Exercise prompt:
Copy the data exactly as it appears, and do not include any pictures.

* * *

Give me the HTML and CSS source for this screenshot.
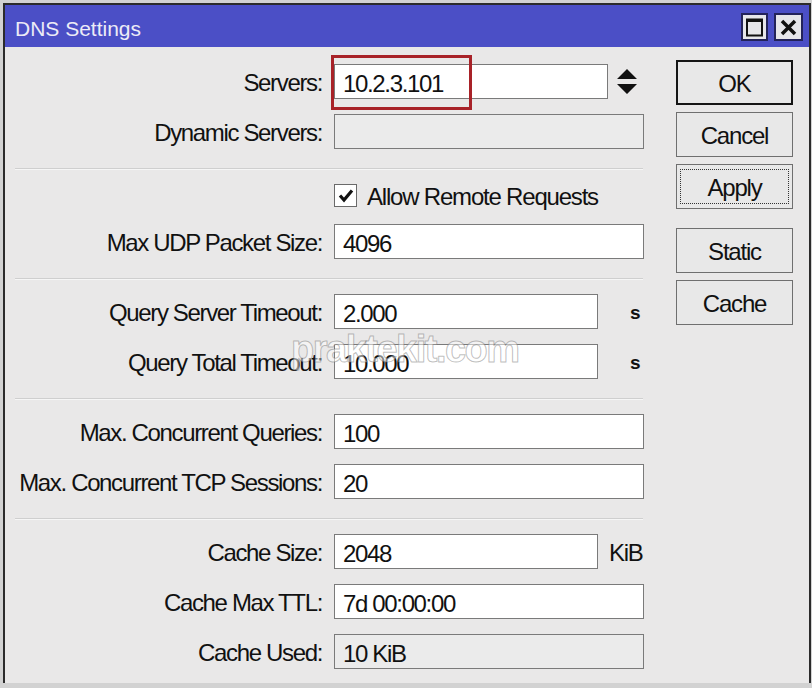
FILE: index.html
```html
<!DOCTYPE html>
<html lang="en">
<head>
    <meta charset="UTF-8">
    <title>DNS Settings</title>
    <link rel="stylesheet" href="styles.css">
</head>
<body>
    <div class="window">
        <div class="titlebar">
            <span class="title">DNS Settings</span>
            <div class="title-btns">
                <span class="tbtn">
                    <svg width="17" height="19" viewBox="0 0 17 19"><rect x="1" y="1.5" width="15" height="16" fill="none" stroke="#111" stroke-width="2"/><rect x="1" y="1" width="15" height="3" fill="#111"/></svg>
                </span>
                <span class="tbtn">
                    <svg width="17" height="17" viewBox="0 0 17 17"><path d="M2 2 L15 15 M15 2 L2 15" stroke="#111" stroke-width="3.5"/></svg>
                </span>
            </div>
        </div>

        <div class="main">
            <div class="form">
                <div class="group">
                    <div class="row">
                        <label>Servers:</label>
                        <div class="field w-mid hl">10.2.3.101</div>
                        <svg class="spin" width="20" height="26" viewBox="0 0 20 26"><path d="M0 10 L10 0 L20 10 Z M0 15 L10 25 L20 15 Z" fill="#111"/></svg>
                    </div>
                    <div class="row">
                        <label>Dynamic Servers:</label>
                        <div class="field w-full off"></div>
                    </div>
                </div>
                <div class="sep"></div>
                <div class="group tight">
                    <div class="row check-row">
                        <label></label>
                        <span class="checkbox">
                            <svg width="21" height="21" viewBox="0 0 21 21"><path d="M5 10.5 L9 15 L17 5.5" fill="none" stroke="#111" stroke-width="3.2"/></svg>
                        </span>
                        <span class="check-text">Allow Remote Requests</span>
                    </div>
                    <div class="row">
                        <label>Max UDP Packet Size:</label>
                        <div class="field w-full">4096</div>
                    </div>
                </div>
                <div class="sep"></div>
                <div class="group">
                    <div class="row">
                        <label>Query Server Timeout:</label>
                        <div class="field w-short">2.000</div>
                        <span class="unit sec">s</span>
                    </div>
                    <div class="row">
                        <label>Query Total Timeout:</label>
                        <div class="field w-short">10.000</div>
                        <span class="unit sec">s</span>
                    </div>
                </div>
                <div class="sep"></div>
                <div class="group">
                    <div class="row">
                        <label>Max. Concurrent Queries:</label>
                        <div class="field w-full">100</div>
                    </div>
                    <div class="row">
                        <label>Max. Concurrent TCP Sessions:</label>
                        <div class="field w-full">20</div>
                    </div>
                </div>
                <div class="sep"></div>
                <div class="group">
                    <div class="row">
                        <label>Cache Size:</label>
                        <div class="field w-short">2048</div>
                        <span class="unit">KiB</span>
                    </div>
                    <div class="row">
                        <label>Cache Max TTL:</label>
                        <div class="field w-full">7d 00:00:00</div>
                    </div>
                    <div class="row">
                        <label>Cache Used:</label>
                        <div class="field w-full off">10 KiB</div>
                    </div>
                </div>
            </div>

            <div class="actions">
                <button class="btn default">OK</button>
                <button class="btn">Cancel</button>
                <button class="btn focused"><span>Apply</span></button>
                <button class="btn spaced">Static</button>
                <button class="btn">Cache</button>
            </div>
        </div>

        <div class="watermark">praktekit.com</div>
    </div>
</body>
</html>
```

FILE: styles.css
```css
body {
    margin: 0;
    background: #d2d2d2;
    font-family: "Liberation Sans", Arial, sans-serif;
    color: #111;
}
.window {
    position: relative;
    margin: 3px 0 0 3px;
    width: 804px;
    height: 678px;
    border: 2px solid #2b2b2b;
    border-bottom: none;
    background: #e9e8e8;
}
.titlebar {
    display: flex;
    align-items: flex-start;
    height: 42px;
    background: #4b4fc6;
    padding: 0 6px 0 10px;
}
.title {
    margin-top: 5px;
    line-height: 37px;
    font-size: 21px;
    color: #ecebf6;
}
.title-btns {
    display: flex;
    gap: 6px;
    margin: 8px 0 0 auto;
}
.tbtn {
    display: flex;
    align-items: center;
    justify-content: center;
    width: 27px;
    height: 28px;
    box-sizing: border-box;
    border: 2px solid #23235a;
    background: #e6e6ea;
}
.tbtn:last-child {
    width: 29px;
}
.main {
    display: flex;
}
.form {
    width: 640px;
    padding-top: 17px;
    font-size: 24px;
    letter-spacing: -1.35px;
}
.group {
    display: flex;
    flex-direction: column;
    gap: 15px;
}
.group.tight {
    gap: 17px;
}
.row {
    display: flex;
    align-items: center;
    height: 35px;
}
.row label {
    width: 317px;
    margin-right: 12px;
    padding-top: 3px;
    text-align: right;
    white-space: nowrap;
}
.field {
    position: relative;
    height: 35px;
    box-sizing: border-box;
    border: 1px solid #7a7a7a;
    background: #fff;
    padding: 2px 0 0 8px;
    line-height: 33px;
}
.field.off {
    background: #ebebeb;
}
.w-full { width: 310px; }
.w-mid { width: 274px; }
.w-short { width: 264px; }
/* red marker round the server address */
.field.hl::after {
    content: "";
    position: absolute;
    left: -4px;
    top: -10px;
    width: 135px;
    height: 49px;
    border: 3px solid #a82228;
}
.spin {
    margin-left: 9px;
}
.unit {
    margin-left: 11px;
    padding-top: 3px;
}
.unit.sec {
    margin-left: 32px;
    font-weight: bold;
    font-size: 19px;
}
.check-row {
    height: 23px;
}
.checkbox {
    display: flex;
    align-items: center;
    justify-content: center;
    width: 23px;
    height: 23px;
    box-sizing: border-box;
    border: 1px solid #6a6a6a;
    background: #fff;
}
.check-text {
    margin-left: 10px;
    padding-top: 3px;
    letter-spacing: -1.2px;
}
.sep {
    margin: 19px 0 14px 10px;
    width: 628px;
    height: 1px;
    background: #cfcfcf;
    border-bottom: 1px solid #f6f6f6;
}
.actions {
    display: flex;
    flex-direction: column;
    gap: 7px;
    margin-left: 31px;
    padding-top: 13px;
}
.btn {
    width: 117px;
    height: 45px;
    box-sizing: border-box;
    border: 1px solid #6f6f6f;
    background: #e8e8e8;
    font-family: "Liberation Sans", Arial, sans-serif;
    font-size: 24px;
    letter-spacing: -1.2px;
    color: #111;
    padding: 2px 0 0;
}
.btn.default {
    border: 2px solid #151515;
}
.btn.focused {
    padding: 0;
}
.btn.focused span {
    display: flex;
    align-items: center;
    justify-content: center;
    margin: 3px;
    height: 35px;
    padding-top: 2px;
    box-sizing: border-box;
    border: 1px dotted #333;
}
.btn.spaced {
    margin-top: 12px;
}
.watermark {
    position: absolute;
    left: 286px;
    top: 323px;
    font-size: 38px;
    font-weight: bold;
    letter-spacing: -1.5px;
    color: rgba(255, 255, 255, 0.5);
    -webkit-text-stroke: 1px rgba(110, 110, 110, 0.45);
    pointer-events: none;
}
```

* * *

Exercise answer:
Give me the HTML and CSS source for this screenshot.
FILE: index.html
```html
<!DOCTYPE html>
<html lang="en">
<head>
    <meta charset="UTF-8">
    <title>DNS Settings</title>
    <link rel="stylesheet" href="styles.css">
</head>
<body>
    <div class="window">
        <div class="titlebar">
            <span class="title">DNS Settings</span>
            <div class="title-btns">
                <span class="tbtn">
                    <svg width="17" height="19" viewBox="0 0 17 19"><rect x="1" y="1.5" width="15" height="16" fill="none" stroke="#111" stroke-width="2"/><rect x="1" y="1" width="15" height="3" fill="#111"/></svg>
                </span>
                <span class="tbtn">
                    <svg width="17" height="17" viewBox="0 0 17 17"><path d="M2 2 L15 15 M15 2 L2 15" stroke="#111" stroke-width="3.5"/></svg>
                </span>
            </div>
        </div>

        <div class="main">
            <div class="form">
                <div class="group">
                    <div class="row">
                        <label>Servers:</label>
                        <div class="field w-mid hl">10.2.3.101</div>
                        <svg class="spin" width="20" height="26" viewBox="0 0 20 26"><path d="M0 10 L10 0 L20 10 Z M0 15 L10 25 L20 15 Z" fill="#111"/></svg>
                    </div>
                    <div class="row">
                        <label>Dynamic Servers:</label>
                        <div class="field w-full off"></div>
                    </div>
                </div>
                <div class="sep"></div>
                <div class="group tight">
                    <div class="row check-row">
                        <label></label>
                        <span class="checkbox">
                            <svg width="21" height="21" viewBox="0 0 21 21"><path d="M5 10.5 L9 15 L17 5.5" fill="none" stroke="#111" stroke-width="3.2"/></svg>
                        </span>
                        <span class="check-text">Allow Remote Requests</span>
                    </div>
                    <div class="row">
                        <label>Max UDP Packet Size:</label>
                        <div class="field w-full">4096</div>
                    </div>
                </div>
                <div class="sep"></div>
                <div class="group">
                    <div class="row">
                        <label>Query Server Timeout:</label>
                        <div class="field w-short">2.000</div>
                        <span class="unit sec">s</span>
                    </div>
                    <div class="row">
                        <label>Query Total Timeout:</label>
                        <div class="field w-short">10.000</div>
                        <span class="unit sec">s</span>
                    </div>
                </div>
                <div class="sep"></div>
                <div class="group">
                    <div class="row">
                        <label>Max. Concurrent Queries:</label>
                        <div class="field w-full">100</div>
                    </div>
                    <div class="row">
                        <label>Max. Concurrent TCP Sessions:</label>
                        <div class="field w-full">20</div>
                    </div>
                </div>
                <div class="sep"></div>
                <div class="group">
                    <div class="row">
                        <label>Cache Size:</label>
                        <div class="field w-short">2048</div>
                        <span class="unit">KiB</span>
                    </div>
                    <div class="row">
                        <label>Cache Max TTL:</label>
                        <div class="field w-full">7d 00:00:00</div>
                    </div>
                    <div class="row">
                        <label>Cache Used:</label>
                        <div class="field w-full off">10 KiB</div>
                    </div>
                </div>
            </div>

            <div class="actions">
                <button class="btn default">OK</button>
                <button class="btn">Cancel</button>
                <button class="btn focused"><span>Apply</span></button>
                <button class="btn spaced">Static</button>
                <button class="btn">Cache</button>
            </div>
        </div>

        <div class="watermark">praktekit.com</div>
    </div>
</body>
</html>
```

FILE: styles.css
```css
body {
    margin: 0;
    background: #d2d2d2;
    font-family: "Liberation Sans", Arial, sans-serif;
    color: #111;
}
.window {
    position: relative;
    margin: 3px 0 0 3px;
    width: 804px;
    height: 678px;
    border: 2px solid #2b2b2b;
    border-bottom: none;
    background: #e9e8e8;
}
.titlebar {
    display: flex;
    align-items: flex-start;
    height: 42px;
    background: #4b4fc6;
    padding: 0 6px 0 10px;
}
.title {
    margin-top: 5px;
    line-height: 37px;
    font-size: 21px;
    color: #ecebf6;
}
.title-btns {
    display: flex;
    gap: 6px;
    margin: 8px 0 0 auto;
}
.tbtn {
    display: flex;
    align-items: center;
    justify-content: center;
    width: 27px;
    height: 28px;
    box-sizing: border-box;
    border: 2px solid #23235a;
    background: #e6e6ea;
}
.tbtn:last-child {
    width: 29px;
}
.main {
    display: flex;
}
.form {
    width: 640px;
    padding-top: 17px;
    font-size: 24px;
    letter-spacing: -1.35px;
}
.group {
    display: flex;
    flex-direction: column;
    gap: 15px;
}
.group.tight {
    gap: 17px;
}
.row {
    display: flex;
    align-items: center;
    height: 35px;
}
.row label {
    width: 317px;
    margin-right: 12px;
    padding-top: 3px;
    text-align: right;
    white-space: nowrap;
}
.field {
    position: relative;
    height: 35px;
    box-sizing: border-box;
    border: 1px solid #7a7a7a;
    background: #fff;
    padding: 2px 0 0 8px;
    line-height: 33px;
}
.field.off {
    background: #ebebeb;
}
.w-full { width: 310px; }
.w-mid { width: 274px; }
.w-short { width: 264px; }
/* red marker round the server address */
.field.hl::after {
    content: "";
    position: absolute;
    left: -4px;
    top: -10px;
    width: 135px;
    height: 49px;
    border: 3px solid #a82228;
}
.spin {
    margin-left: 9px;
}
.unit {
    margin-left: 11px;
    padding-top: 3px;
}
.unit.sec {
    margin-left: 32px;
    font-weight: bold;
    font-size: 19px;
}
.check-row {
    height: 23px;
}
.checkbox {
    display: flex;
    align-items: center;
    justify-content: center;
    width: 23px;
    height: 23px;
    box-sizing: border-box;
    border: 1px solid #6a6a6a;
    background: #fff;
}
.check-text {
    margin-left: 10px;
    padding-top: 3px;
    letter-spacing: -1.2px;
}
.sep {
    margin: 19px 0 14px 10px;
    width: 628px;
    height: 1px;
    background: #cfcfcf;
    border-bottom: 1px solid #f6f6f6;
}
.actions {
    display: flex;
    flex-direction: column;
    gap: 7px;
    margin-left: 31px;
    padding-top: 13px;
}
.btn {
    width: 117px;
    height: 45px;
    box-sizing: border-box;
    border: 1px solid #6f6f6f;
    background: #e8e8e8;
    font-family: "Liberation Sans", Arial, sans-serif;
    font-size: 24px;
    letter-spacing: -1.2px;
    color: #111;
    padding: 2px 0 0;
}
.btn.default {
    border: 2px solid #151515;
}
.btn.focused {
    padding: 0;
}
.btn.focused span {
    display: flex;
    align-items: center;
    justify-content: center;
    margin: 3px;
    height: 35px;
    padding-top: 2px;
    box-sizing: border-box;
    border: 1px dotted #333;
}
.btn.spaced {
    margin-top: 12px;
}
.watermark {
    position: absolute;
    left: 286px;
    top: 323px;
    font-size: 38px;
    font-weight: bold;
    letter-spacing: -1.5px;
    color: rgba(255, 255, 255, 0.5);
    -webkit-text-stroke: 1px rgba(110, 110, 110, 0.45);
    pointer-events: none;
}
```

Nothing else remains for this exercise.